[Exercise details] Gather the lines that hold the string "this".

[Some records]
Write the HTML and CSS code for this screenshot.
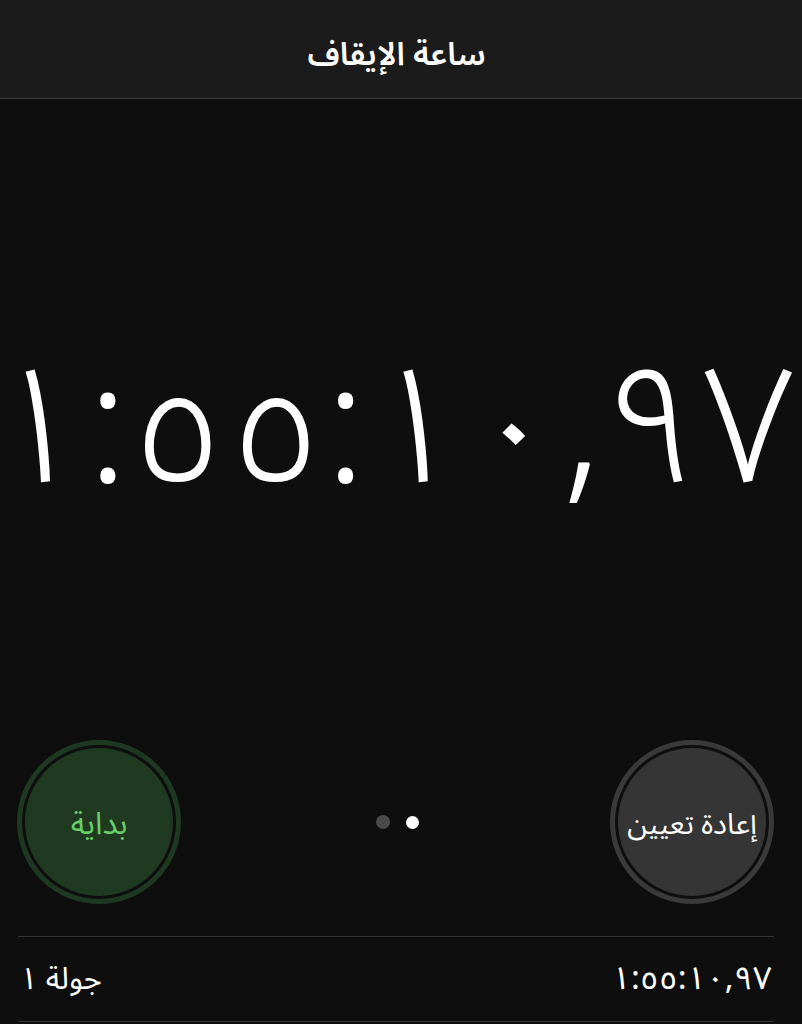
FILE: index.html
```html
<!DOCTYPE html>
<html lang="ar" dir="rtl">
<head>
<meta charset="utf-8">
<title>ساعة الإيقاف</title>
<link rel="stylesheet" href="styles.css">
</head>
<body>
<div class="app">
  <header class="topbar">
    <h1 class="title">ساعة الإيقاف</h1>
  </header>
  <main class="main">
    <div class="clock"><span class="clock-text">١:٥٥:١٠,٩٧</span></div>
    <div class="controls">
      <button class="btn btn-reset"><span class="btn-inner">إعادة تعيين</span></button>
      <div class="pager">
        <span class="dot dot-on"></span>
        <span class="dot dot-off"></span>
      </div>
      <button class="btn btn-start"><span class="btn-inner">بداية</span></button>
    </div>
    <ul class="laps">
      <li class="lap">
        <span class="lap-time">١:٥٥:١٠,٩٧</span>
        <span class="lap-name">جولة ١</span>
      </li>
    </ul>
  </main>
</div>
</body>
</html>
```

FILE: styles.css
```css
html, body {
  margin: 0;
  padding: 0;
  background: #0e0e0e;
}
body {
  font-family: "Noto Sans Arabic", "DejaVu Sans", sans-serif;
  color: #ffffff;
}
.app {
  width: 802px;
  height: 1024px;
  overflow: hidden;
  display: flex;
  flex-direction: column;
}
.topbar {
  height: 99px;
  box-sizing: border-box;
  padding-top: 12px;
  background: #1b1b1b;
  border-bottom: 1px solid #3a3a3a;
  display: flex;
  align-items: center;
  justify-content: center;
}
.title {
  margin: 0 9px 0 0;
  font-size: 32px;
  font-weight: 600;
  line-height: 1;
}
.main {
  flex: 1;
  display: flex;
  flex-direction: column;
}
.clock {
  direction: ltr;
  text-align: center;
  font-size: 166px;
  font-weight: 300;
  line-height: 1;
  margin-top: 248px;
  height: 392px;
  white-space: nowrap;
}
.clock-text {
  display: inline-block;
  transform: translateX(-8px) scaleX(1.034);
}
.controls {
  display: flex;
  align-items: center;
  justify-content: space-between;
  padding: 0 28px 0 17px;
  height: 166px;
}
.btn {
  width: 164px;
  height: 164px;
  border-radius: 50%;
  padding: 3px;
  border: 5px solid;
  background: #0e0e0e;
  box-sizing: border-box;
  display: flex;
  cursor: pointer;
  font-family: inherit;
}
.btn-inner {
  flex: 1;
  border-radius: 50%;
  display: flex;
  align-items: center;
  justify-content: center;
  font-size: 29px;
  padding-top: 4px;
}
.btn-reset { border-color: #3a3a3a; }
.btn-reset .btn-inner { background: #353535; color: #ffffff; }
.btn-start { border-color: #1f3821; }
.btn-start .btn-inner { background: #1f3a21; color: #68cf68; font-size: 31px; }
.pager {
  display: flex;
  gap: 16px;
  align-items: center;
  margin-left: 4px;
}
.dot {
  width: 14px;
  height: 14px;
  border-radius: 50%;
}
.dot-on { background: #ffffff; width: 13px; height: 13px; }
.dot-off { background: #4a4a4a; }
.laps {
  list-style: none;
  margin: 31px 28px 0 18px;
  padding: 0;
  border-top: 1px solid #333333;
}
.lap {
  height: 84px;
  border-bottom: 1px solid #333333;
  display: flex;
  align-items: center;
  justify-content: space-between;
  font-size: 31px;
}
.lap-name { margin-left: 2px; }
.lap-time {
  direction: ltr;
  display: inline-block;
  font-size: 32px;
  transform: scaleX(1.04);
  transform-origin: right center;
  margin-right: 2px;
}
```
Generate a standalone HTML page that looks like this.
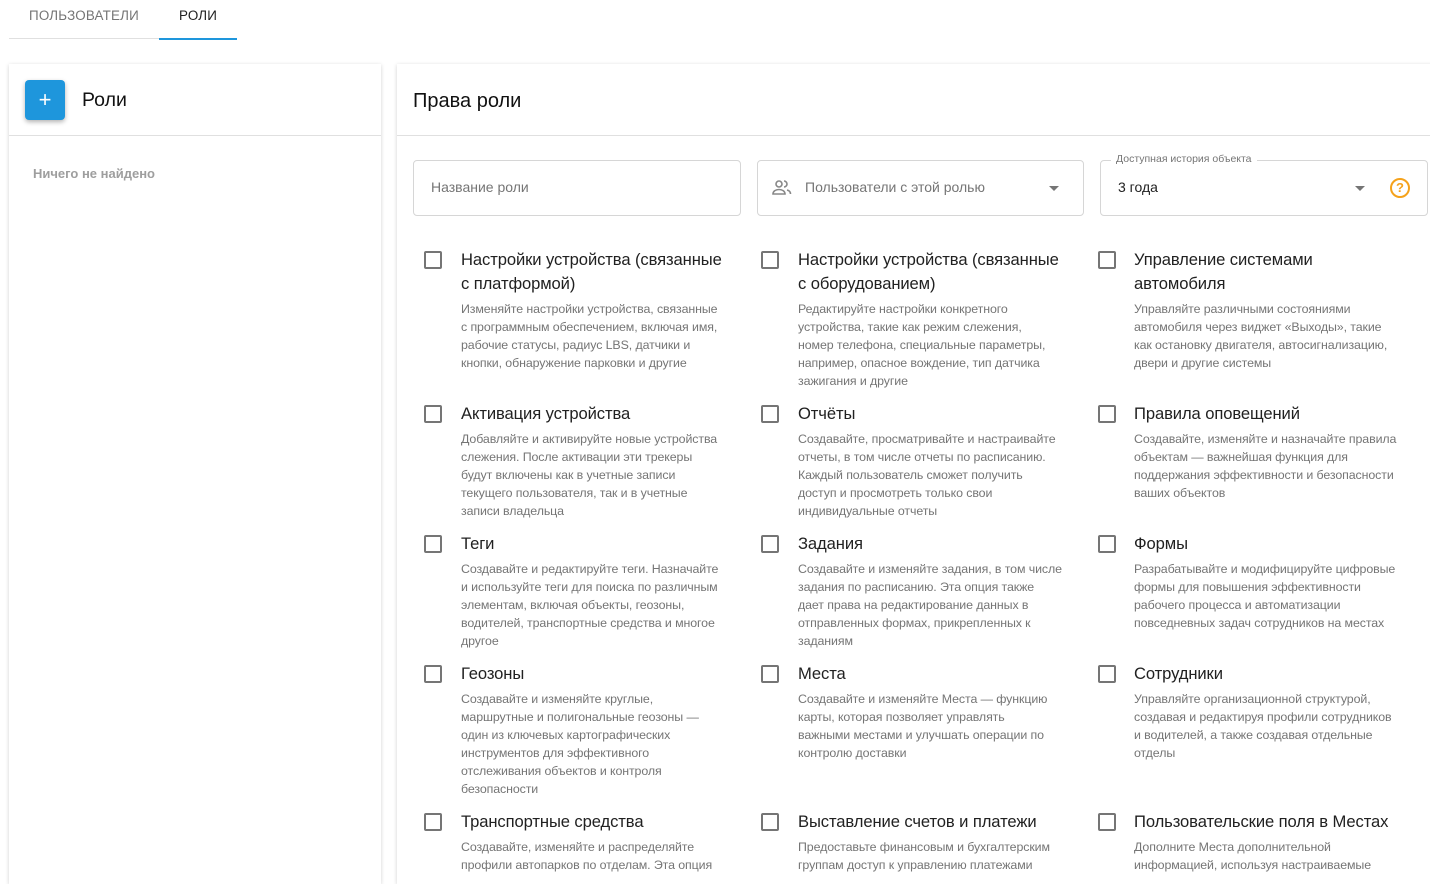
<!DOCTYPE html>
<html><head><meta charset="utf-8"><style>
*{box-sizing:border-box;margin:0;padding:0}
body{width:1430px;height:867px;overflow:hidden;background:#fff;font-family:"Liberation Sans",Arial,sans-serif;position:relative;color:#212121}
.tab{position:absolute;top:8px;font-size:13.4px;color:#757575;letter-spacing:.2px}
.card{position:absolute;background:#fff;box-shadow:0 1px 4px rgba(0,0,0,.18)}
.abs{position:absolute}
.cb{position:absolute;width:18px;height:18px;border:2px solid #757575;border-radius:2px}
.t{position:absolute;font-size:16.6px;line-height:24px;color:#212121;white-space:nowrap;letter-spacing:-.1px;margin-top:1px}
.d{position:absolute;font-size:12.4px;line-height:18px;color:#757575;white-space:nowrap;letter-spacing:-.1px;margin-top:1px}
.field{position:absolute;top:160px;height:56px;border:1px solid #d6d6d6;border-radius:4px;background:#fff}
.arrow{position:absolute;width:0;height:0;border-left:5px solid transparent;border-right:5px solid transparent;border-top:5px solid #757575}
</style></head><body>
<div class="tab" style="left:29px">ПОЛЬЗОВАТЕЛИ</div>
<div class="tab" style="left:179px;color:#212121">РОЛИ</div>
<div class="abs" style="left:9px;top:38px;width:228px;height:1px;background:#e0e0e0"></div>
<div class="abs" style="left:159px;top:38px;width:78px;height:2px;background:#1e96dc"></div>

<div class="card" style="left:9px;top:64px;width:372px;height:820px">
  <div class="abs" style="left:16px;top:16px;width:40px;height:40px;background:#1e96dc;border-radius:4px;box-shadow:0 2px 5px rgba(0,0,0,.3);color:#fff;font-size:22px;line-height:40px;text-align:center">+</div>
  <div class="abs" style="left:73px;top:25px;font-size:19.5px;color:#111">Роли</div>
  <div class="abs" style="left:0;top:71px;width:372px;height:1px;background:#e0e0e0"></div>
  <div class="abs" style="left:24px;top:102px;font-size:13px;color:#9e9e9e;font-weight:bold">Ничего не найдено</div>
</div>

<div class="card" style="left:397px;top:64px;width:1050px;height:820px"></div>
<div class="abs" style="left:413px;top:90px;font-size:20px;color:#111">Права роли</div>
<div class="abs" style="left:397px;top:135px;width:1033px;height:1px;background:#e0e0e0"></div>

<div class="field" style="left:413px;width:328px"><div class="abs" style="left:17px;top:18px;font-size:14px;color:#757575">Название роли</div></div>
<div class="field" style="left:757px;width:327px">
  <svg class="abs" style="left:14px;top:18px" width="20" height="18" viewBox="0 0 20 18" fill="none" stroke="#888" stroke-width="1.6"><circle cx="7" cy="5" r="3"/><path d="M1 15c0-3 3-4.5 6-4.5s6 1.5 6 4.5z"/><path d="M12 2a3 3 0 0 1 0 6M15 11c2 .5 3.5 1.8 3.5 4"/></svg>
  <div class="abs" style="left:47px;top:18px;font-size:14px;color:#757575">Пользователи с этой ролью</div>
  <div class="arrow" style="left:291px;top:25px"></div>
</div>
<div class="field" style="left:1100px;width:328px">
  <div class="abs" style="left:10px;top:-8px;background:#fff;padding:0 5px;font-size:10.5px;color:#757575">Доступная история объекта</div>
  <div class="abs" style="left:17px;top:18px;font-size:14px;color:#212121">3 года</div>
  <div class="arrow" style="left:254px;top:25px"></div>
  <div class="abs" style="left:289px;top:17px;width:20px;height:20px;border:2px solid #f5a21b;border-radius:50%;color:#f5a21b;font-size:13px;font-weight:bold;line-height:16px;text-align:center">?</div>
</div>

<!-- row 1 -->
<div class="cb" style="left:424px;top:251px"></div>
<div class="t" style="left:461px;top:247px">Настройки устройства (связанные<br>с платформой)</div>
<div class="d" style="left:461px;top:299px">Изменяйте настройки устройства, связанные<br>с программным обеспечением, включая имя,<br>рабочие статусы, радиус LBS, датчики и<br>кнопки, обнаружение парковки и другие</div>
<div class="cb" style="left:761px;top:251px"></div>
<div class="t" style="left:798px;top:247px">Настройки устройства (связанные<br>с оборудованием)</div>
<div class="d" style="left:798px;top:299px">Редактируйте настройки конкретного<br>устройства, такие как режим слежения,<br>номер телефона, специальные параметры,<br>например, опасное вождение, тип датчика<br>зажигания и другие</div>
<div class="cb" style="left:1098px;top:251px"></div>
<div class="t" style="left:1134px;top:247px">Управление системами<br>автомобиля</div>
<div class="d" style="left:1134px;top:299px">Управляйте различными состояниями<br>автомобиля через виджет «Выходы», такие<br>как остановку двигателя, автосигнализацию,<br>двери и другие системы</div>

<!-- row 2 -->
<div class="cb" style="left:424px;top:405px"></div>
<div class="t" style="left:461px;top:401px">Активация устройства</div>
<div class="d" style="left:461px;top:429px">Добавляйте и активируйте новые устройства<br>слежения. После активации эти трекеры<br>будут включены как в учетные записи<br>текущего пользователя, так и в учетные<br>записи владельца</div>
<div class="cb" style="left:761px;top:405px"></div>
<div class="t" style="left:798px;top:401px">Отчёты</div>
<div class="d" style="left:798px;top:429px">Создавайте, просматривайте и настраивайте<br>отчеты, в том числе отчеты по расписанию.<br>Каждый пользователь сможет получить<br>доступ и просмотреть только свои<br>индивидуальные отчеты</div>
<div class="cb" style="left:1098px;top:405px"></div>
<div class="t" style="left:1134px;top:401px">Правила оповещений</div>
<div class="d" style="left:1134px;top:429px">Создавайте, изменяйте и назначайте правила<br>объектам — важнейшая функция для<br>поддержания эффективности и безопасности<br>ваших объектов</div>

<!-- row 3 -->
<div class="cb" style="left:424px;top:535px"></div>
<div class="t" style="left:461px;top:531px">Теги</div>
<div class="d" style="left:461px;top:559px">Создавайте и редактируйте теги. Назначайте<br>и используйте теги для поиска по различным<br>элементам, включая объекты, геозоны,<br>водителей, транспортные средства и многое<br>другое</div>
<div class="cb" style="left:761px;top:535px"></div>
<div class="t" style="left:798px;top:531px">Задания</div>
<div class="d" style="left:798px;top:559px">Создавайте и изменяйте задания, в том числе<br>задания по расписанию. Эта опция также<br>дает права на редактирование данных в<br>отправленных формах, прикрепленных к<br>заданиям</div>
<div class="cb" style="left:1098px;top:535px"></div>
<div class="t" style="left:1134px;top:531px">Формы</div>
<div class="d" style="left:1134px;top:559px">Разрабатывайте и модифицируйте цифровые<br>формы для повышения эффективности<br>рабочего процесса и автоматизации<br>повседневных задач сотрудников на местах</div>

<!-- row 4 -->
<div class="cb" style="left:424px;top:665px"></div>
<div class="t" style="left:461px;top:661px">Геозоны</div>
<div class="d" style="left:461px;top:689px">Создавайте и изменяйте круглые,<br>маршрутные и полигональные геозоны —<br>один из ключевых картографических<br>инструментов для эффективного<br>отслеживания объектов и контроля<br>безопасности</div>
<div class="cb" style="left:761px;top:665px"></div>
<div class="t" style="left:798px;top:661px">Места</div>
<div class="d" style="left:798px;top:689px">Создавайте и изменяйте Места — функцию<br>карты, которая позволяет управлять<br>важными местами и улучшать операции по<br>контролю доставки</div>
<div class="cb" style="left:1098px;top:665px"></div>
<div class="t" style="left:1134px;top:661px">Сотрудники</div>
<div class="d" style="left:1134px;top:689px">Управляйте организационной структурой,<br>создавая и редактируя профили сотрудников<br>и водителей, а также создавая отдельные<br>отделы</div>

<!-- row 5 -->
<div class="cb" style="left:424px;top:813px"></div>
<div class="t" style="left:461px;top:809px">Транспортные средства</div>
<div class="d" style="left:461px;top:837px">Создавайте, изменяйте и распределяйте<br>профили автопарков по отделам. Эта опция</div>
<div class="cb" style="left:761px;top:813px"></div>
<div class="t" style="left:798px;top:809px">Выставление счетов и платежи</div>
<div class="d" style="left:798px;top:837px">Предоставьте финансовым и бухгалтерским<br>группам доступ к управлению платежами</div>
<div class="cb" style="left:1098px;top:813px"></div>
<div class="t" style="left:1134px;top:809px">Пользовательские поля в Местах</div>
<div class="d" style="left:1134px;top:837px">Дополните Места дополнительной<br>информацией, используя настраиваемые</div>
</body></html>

[Full response]
Write the HTML and CSS code for this screenshot.
Generate a standalone HTML page that looks like this.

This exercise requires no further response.